Researchers at the University of Nottingham have identified a parasitic mushroom that lives on caterpillars as an effective new painkiller for those who suffer from osteoarthritis.

They say the new pain killer should be in clinical trials within the next six years.

The scientists are exploring cordycepin compound found in cordyceps mushrooms, which are used in Chinese traditional medicine.

They are looking into the impact of cordycepin on joint pain by feeding it in food pellets to rats and mice and then evaluating its impact on injuries and if it relieves pain in existing injuries.

This is a follow up experiment that is in response to a pilot study that showed the compound as an effective painkiller in rats.

Evidence suggests that cordycepin blocks inflammatory processes that cause pain in osteoarthritis, but does it in a different way than existing painkillers such as corticosteroids and non-steroidal anti-inflammatory NSAID drugs such as ibuprofen.

Cordycepin is also being looked at as a possible treatment for cancer.

Dr.
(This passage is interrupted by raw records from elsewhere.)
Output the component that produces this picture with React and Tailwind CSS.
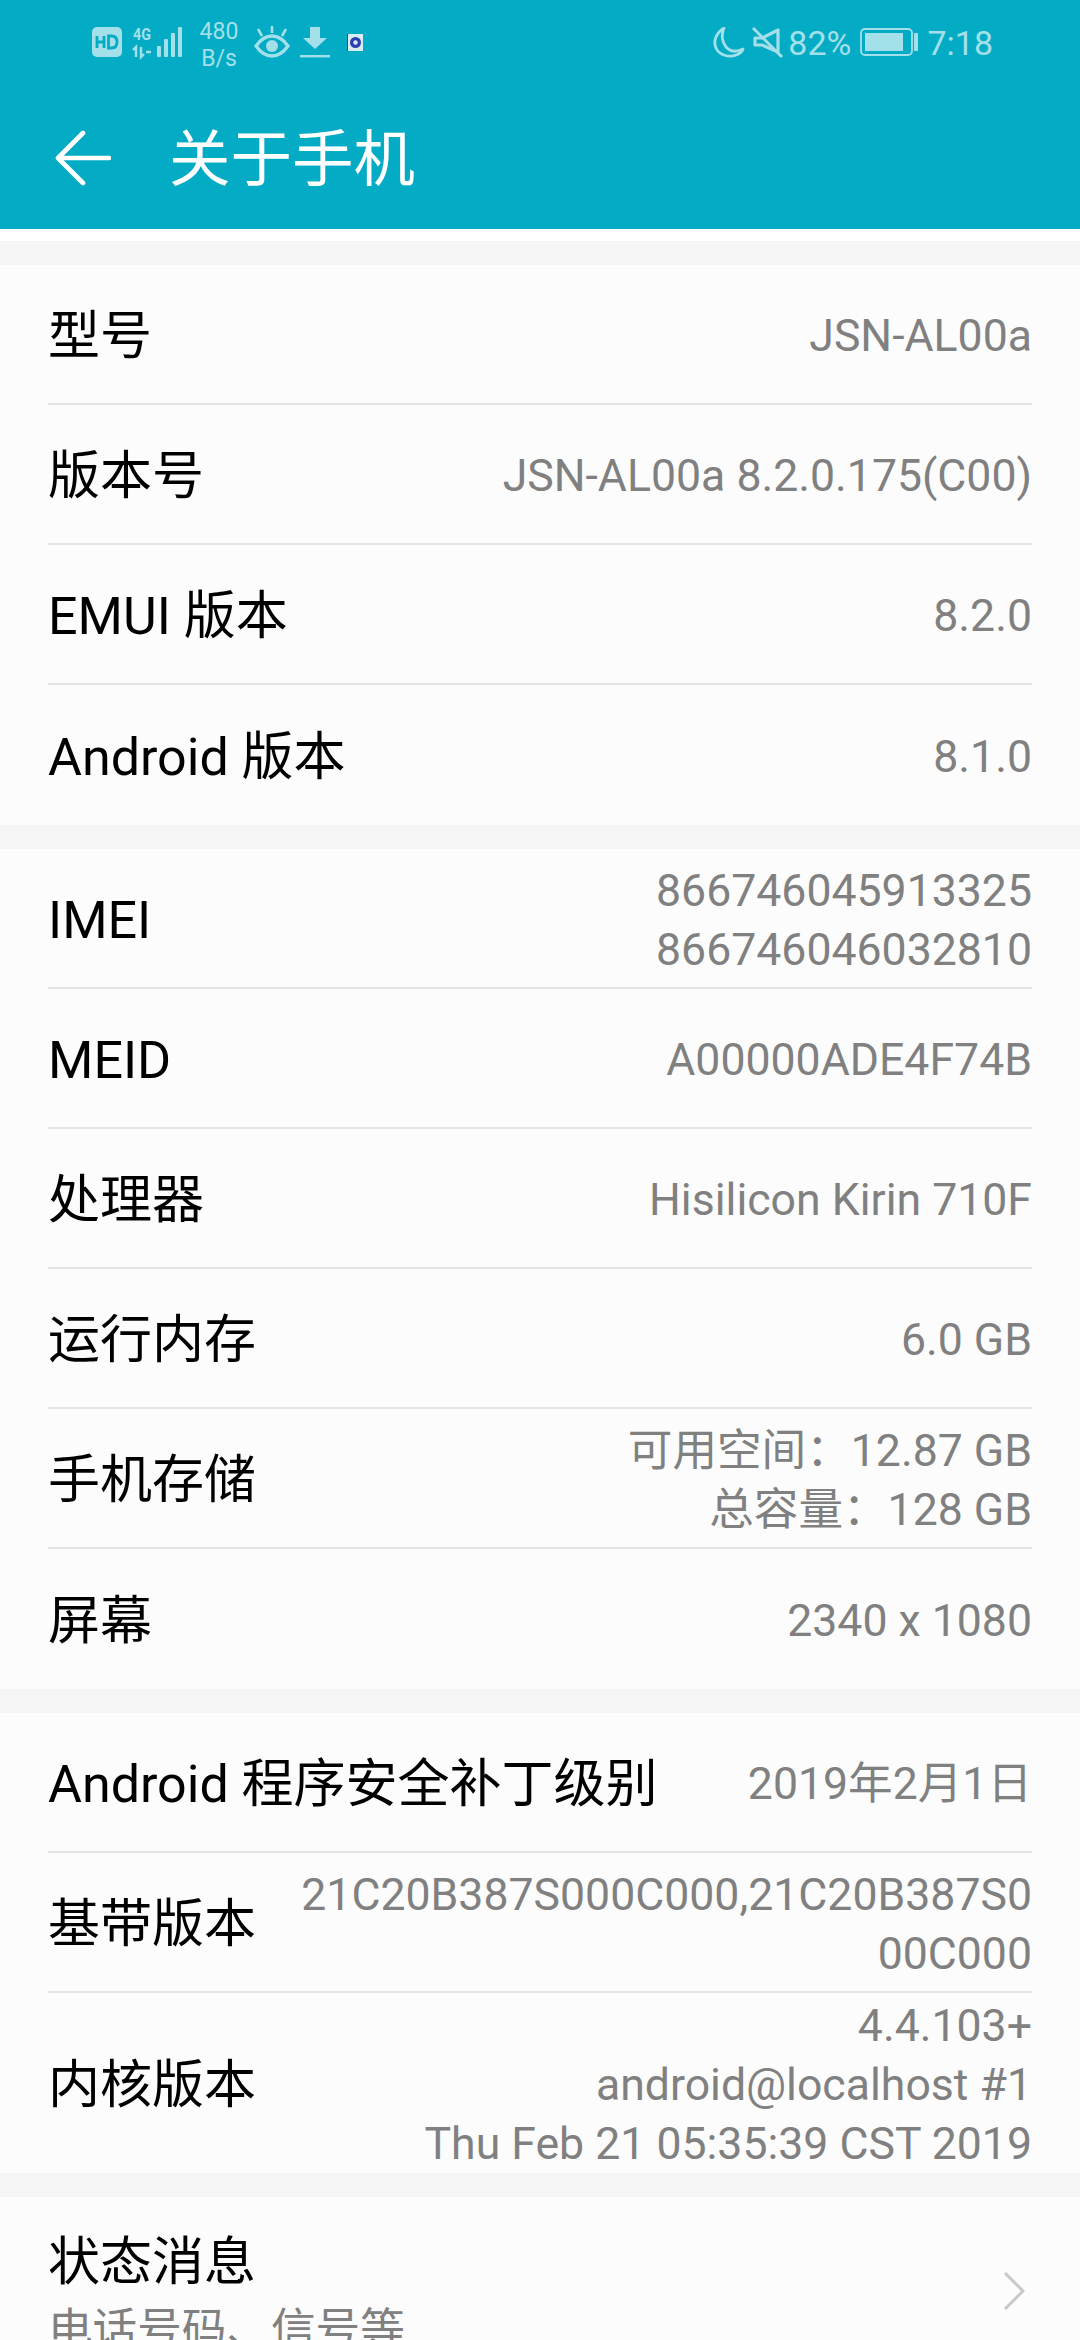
const font = { fontFamily: '"Roboto", "Noto Sans CJK SC", sans-serif' };

const sections = [
  [
    { label: "型号", value: ["JSN-AL00a"] },
    { label: "版本号", value: ["JSN-AL00a 8.2.0.175(C00)"] },
    { label: "EMUI 版本", value: ["8.2.0"] },
    { label: "Android 版本", value: ["8.1.0"] },
  ],
  [
    { label: "IMEI", value: ["866746045913325", "866746046032810"] },
    { label: "MEID", value: ["A00000ADE4F74B"] },
    { label: "处理器", value: ["Hisilicon Kirin 710F"] },
    { label: "运行内存", value: ["6.0 GB"] },
    { label: "手机存储", value: ["可用空间：12.87 GB", "总容量：128 GB"] },
    { label: "屏幕", value: ["2340 x 1080"] },
  ],
  [
    { label: "Android 程序安全补丁级别", value: ["2019年2月1日"] },
    { label: "基带版本", value: ["21C20B387S000C000,21C20B387S0", "00C000"] },
    {
      label: "内核版本",
      value: ["4.4.103+", "android@localhost #1", "Thu Feb 21 05:35:39 CST 2019"],
      tall: true,
    },
  ],
];

function StatusLeft() {
  return (
    <div className="flex items-center text-[#a3e0ea]">
      <svg width="30" height="30" viewBox="0 0 30 30" className="ml-[92px]">
        <rect width="30" height="30" rx="5" fill="#a3e0ea" />
        <path d="M5 9v12M5 15h7M12 9v12M16.500 9v12h3c3.500 0 5.500-2 5.500-6s-2-6-5.500-6z" fill="none" stroke="#04abc4" strokeWidth="2.800" />
      </svg>
      <svg width="50" height="32" viewBox="0 0 50 32" className="ml-[11px] overflow-visible">
        <text x="0" y="14" fontSize="17" fontWeight="700" fill="#a3e0ea" fontFamily="Roboto" textLength="18" lengthAdjust="spacingAndGlyphs">4G</text>
        <path d="M3 31V21l-3 3M8 21v10l3-3M13 26h5" stroke="#a3e0ea" strokeWidth="2.400" fill="none" />
        <rect x="24" y="20" width="4" height="11" rx="1" fill="#a3e0ea" />
        <rect x="31" y="13" width="4" height="18" rx="1" fill="#a3e0ea" />
        <rect x="38" y="7" width="4" height="24" rx="1" fill="#a3e0ea" />
        <rect x="45" y="1" width="4" height="30" rx="1" fill="#a3e0ea" />
      </svg>
      <div className="ml-[15px] mt-[5px] w-[42px] text-center text-[23px] leading-[27px] whitespace-nowrap">
        <div>480</div>
        <div>B/s</div>
      </div>
      <svg width="36" height="32" viewBox="0 0 36 32" className="ml-[14px]">
        <path d="M2 20c5-7 10-10 16-10s11 3 16 10c-5 7-10 10-16 10S7 27 2 20z" fill="none" stroke="#a3e0ea" strokeWidth="3.400" />
        <circle cx="18" cy="20" r="6" fill="#a3e0ea" />
        <path d="M4 3l4 7M18 0v7M32 3l-4 7" stroke="#a3e0ea" strokeWidth="2.600" />
      </svg>
      <svg width="32" height="32" viewBox="0 0 32 32" className="ml-[9px]">
        <path d="M11 1h10v11h7L16 23 4 12h7z" fill="#a3e0ea" />
        <rect x="1" y="29" width="30" height="2.400" fill="#a3e0ea" />
      </svg>
      <svg width="16" height="17" viewBox="0 0 16 17" className="ml-[16px]">
        <rect width="16" height="17" fill="#d8ecf4" />
        <rect width="1" height="17" fill="#1f4a8c" />
        <circle cx="8.500" cy="8.500" r="5.500" fill="#2a3fb0" />
        <circle cx="8.500" cy="8.500" r="2.200" fill="#dfe8f8" />
      </svg>
    </div>
  );
}

function StatusRight() {
  return (
    <div className="flex items-center text-[#a3e0ea] text-[34px] leading-none mr-[87px]">
      <svg width="32" height="31" viewBox="0 0 32 31">
        <path d="M11 1C3 6 0 14 3 21c3 7 13 10 20 7 3-1 6-3 7-6-6 3-12 3-16-1C9 15 8 8 11 1z" fill="none" stroke="#a3e0ea" strokeWidth="2.800" strokeLinejoin="round" />
      </svg>
      <svg width="32" height="31" viewBox="0 0 32 31" className="ml-[7px]">
        <path d="M3 11h7L26 3v22L10 18H3z" fill="none" stroke="#a3e0ea" strokeWidth="3.200" strokeLinejoin="round" />
        <path d="M1 1l29 29" stroke="#a3e0ea" strokeWidth="3" />
      </svg>
      <span className="ml-[4px] mt-[2px]">82%</span>
      <svg width="59" height="28" viewBox="0 0 59 28" className="ml-[9px]">
        <rect x="1" y="1" width="51" height="26" rx="4" fill="none" stroke="#a3e0ea" strokeWidth="1.800" />
        <rect x="5" y="5" width="38" height="18" fill="#a3e0ea" />
        <rect x="54" y="5" width="4" height="18" rx="1" fill="#a3e0ea" />
      </svg>
      <span className="ml-[8px] mt-[2px]">7:18</span>
    </div>
  );
}

function Row({ row, last }) {
  return (
    <div className={`mx-[48px] flex items-center justify-between ${row.tall ? "h-[180px]" : "h-[140px]"} ${last ? "" : "border-b-2 border-[#e3e3e3]"}`}>
      <div className="pt-[6px] text-[52px] leading-none text-black whitespace-nowrap">{row.label}</div>
      <div className="pt-[5px] text-right text-[44.600px] leading-[59px] text-[#808080] whitespace-nowrap">
        {row.value.map((line) => (
          <div key={line}>{line}</div>
        ))}
      </div>
    </div>
  );
}

export default function App() {
  return (
    <div className="w-[1080px] h-[2340px] overflow-hidden bg-[#fcfcfc]" style={font}>
      <div className="h-[229px] bg-[#04abc4]">
        <div className="h-[84px] flex items-center justify-between">
          <StatusLeft />
          <StatusRight />
        </div>
        <div className="h-[145px] flex items-center pt-[2px]">
          <svg width="56" height="56" viewBox="0 0 56 56" className="ml-[55px]">
            <path d="M54 28H3M28 3L3 28l25 25" fill="none" stroke="#fff" strokeWidth="4.600" strokeLinecap="round" strokeLinejoin="round" />
          </svg>
          <div className="ml-[58px] mt-[6px] text-[61.500px] leading-none text-white">关于手机</div>
        </div>
      </div>
      <div className="h-[12px] bg-white" />
      <div className="h-[24px] bg-[#f5f5f5]" />
      {sections.map((section, i) => (
        <div key={i}>
          {section.map((row, j) => (
            <Row key={row.label} row={row} last={j === section.length - 1} />
          ))}
          <div className="h-[24px] bg-[#f5f5f5]" />
        </div>
      ))}
      <div className="mx-[48px] flex items-start justify-between h-[144px] pt-[34px]">
        <div>
          <div className="text-[52px] leading-[64px] text-black whitespace-nowrap">状态消息</div>
          <div className="text-[44.600px] leading-[70px] text-[#808080] whitespace-nowrap">电话号码、信号等</div>
        </div>
        <svg width="22" height="38" viewBox="0 0 22 38" className="mt-[41px] mr-[7px]">
          <path d="M2 1l18 18L2 37" fill="none" stroke="#c8c8c8" strokeWidth="3" />
        </svg>
      </div>
    </div>
  );
}
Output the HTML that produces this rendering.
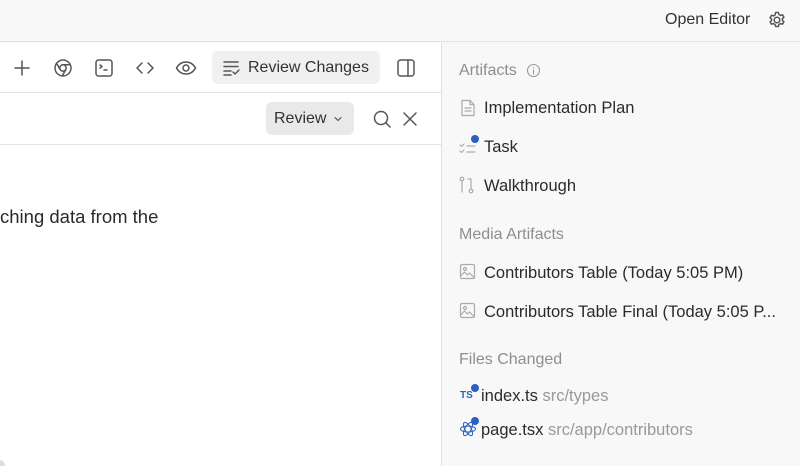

Althea Fleming, ND, at Vital Aging Clinic in Anacortes, Wash. said this fungus has been a longtime fix for many things.

“Cordyceps has long been a part of traditional herbal medicine in both eastern and western medicine” Fleming said. “We’ve used it in the treatment of fatigue, lung disorders, cardiovascular issues and immune dysfunction.

“Having another use that is documented in the research literature is exciting, especially as it could replace use of more harmful common treatments such as NSAIDs” she said.

While cordyceps and other medicinal mushrooms are safe, well tolerated therapeutics, Fleming adds a caution statement.

“It’s important to source your medicinal mushroom products carefully as mushrooms have the unique requirement of having been heat treated to access the polysaccharides that have the desired effect. Make sure your supplier is clear and upfront about their manufacturing process” she said.